Explain the reused key stream problem
The reused key stream problem occurs when the same key stream is used to encrypt multiple messages in a stream cipher. By XORing the resulting ciphertexts, an attacker can remove the key stream and expose parts of the original messages, making decryption much easier.
Describe the role of the nonce in preventing reused key streams when using the same passphrase to encrypt different files
A nonce prevents reused key streams by ensuring a unique internal key is created each time a file is encrypted, even with the same passphrase. The program combines the passphrase with a newly generated nonce and hashes them together to form a different key for each encryption. This way, attackers cannot exploit repeated key streams across files
Describe how key wrapping may be applied to file encryption
Key wrapping uses two separate and unrelated keys to encrypt the file.
We encrypt the actual data in the file with the content encryption key (CEK).
We must generate a new, truly random CEK whenever we encrypt the file.
We then use the passphrase to produce a key encrypting key (KEK).
We produce the wrapped key by encrypting the CEK with the KEK.
(Paragraph form ni ha not bullet, just did this para easy to memorize xD)
What is the difference between key splitting and key wrapping
Key wrapping protects an encryption key (the content encryption key, or CEK) by encrypting it with another key called the key encryption key (KEK). This lets each file have its own random CEK while the passphrase only protects the wrapped key.
Key splitting, on the other hand, is a simpler form of key wrapping that uses XOR to combine the CEK and KEK. Both keys come from truly random sources, and XORing them “splits” the key so it can be safely shared or stored separately.
Summarize the reasons for rekeying an encrypted file
- We use the document regularly over a long period of time.
- At minimum, change the key whenever some other major event occurs.
- For safety’s sake, rekey more often on larger cryptonets. - We suspect that the key has been leaked.
- A person who knows the key must leave the cryptonet.

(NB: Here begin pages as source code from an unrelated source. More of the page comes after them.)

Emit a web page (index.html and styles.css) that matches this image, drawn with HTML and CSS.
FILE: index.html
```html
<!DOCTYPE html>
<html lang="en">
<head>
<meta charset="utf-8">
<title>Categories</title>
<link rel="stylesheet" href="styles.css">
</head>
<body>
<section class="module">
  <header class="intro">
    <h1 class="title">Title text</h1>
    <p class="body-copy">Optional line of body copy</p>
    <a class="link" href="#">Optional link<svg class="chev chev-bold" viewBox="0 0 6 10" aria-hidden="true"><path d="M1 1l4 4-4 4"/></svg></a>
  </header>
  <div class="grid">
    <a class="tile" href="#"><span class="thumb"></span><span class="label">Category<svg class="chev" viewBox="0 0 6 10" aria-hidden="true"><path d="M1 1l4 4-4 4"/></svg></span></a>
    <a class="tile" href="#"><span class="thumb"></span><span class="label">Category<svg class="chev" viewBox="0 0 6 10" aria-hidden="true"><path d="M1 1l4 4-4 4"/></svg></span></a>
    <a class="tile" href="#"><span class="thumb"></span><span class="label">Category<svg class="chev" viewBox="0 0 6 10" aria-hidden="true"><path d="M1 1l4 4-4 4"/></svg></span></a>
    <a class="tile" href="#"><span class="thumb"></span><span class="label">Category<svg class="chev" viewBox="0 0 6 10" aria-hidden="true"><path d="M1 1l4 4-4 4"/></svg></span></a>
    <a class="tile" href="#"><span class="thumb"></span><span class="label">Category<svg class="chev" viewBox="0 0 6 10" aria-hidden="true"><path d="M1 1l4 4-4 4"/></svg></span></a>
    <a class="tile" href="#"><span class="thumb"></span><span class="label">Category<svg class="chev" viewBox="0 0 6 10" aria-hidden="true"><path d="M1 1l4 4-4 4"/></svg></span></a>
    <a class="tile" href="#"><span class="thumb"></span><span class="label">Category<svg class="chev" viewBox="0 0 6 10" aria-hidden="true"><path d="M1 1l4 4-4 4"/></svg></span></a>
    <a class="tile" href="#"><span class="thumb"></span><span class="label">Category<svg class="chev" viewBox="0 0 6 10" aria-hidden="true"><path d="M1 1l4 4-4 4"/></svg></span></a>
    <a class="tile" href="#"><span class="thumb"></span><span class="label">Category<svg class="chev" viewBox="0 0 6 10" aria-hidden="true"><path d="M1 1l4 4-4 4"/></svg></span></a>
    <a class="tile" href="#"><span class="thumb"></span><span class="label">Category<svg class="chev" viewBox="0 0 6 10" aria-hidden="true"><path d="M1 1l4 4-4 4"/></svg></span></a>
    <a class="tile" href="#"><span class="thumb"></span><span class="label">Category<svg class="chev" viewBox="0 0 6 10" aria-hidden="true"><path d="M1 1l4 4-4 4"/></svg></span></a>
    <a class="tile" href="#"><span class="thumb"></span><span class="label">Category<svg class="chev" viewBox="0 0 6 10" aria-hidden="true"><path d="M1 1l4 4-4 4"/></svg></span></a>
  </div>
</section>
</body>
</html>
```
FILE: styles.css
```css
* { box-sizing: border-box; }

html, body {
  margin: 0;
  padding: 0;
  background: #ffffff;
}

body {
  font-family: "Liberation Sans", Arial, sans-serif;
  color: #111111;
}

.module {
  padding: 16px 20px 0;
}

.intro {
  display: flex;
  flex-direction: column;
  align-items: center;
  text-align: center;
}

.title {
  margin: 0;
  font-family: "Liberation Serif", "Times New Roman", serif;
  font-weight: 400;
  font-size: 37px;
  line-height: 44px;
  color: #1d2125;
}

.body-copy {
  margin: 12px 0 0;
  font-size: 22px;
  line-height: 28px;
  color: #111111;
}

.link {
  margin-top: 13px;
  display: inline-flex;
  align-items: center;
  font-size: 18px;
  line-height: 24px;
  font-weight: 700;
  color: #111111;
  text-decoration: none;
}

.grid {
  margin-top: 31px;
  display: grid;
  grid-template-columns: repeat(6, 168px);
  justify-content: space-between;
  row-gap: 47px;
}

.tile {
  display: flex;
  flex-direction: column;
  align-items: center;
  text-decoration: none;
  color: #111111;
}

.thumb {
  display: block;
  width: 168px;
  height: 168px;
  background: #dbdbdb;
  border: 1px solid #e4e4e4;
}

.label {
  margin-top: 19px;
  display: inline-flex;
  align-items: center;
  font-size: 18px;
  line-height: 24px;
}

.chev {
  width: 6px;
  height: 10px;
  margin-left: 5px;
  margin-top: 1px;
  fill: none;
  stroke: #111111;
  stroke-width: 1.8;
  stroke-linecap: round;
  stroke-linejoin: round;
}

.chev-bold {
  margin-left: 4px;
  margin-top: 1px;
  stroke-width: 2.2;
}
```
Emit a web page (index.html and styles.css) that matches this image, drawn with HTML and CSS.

The more data we encrypt, the more vulnerable our keys become to cryptanalysis. We rekey periodically to reduce the risk.
Describe the different categories of asymmetric encryption algorithms and how they are used in practice
- Diffie-Hellman (D-H) – Enables two parties to share a secret key without directly sending it. Often used for temporary key exchanges in sessions.
- Rivest-Shamir-Adleman (RSA) – Performs asymmetric encryption and decryption using large prime numbers and modular arithmetic. Commonly used for secure message exchange and digital signatures.
- Elliptic Curve Cryptography (ECC) – Similar to D-H but uses elliptic curves for stronger security with smaller keys. Used for key exchange and digital signatures, widely adopted in government and military systems for efficiency and high security.
What information must be shared to implement Diffie-Hellman key sharing? Whst is the result?
both participants must have a public/private key pair. Each one multiplies their own private key by the other’s public key to compute the shared secret.
What information must be shared to exchange a wrapped key using RSA?
Only the recipient’s RSA public key needs to be shared to exchange a wrapped key securely
What information must be shared to validate a digital signature using RSA?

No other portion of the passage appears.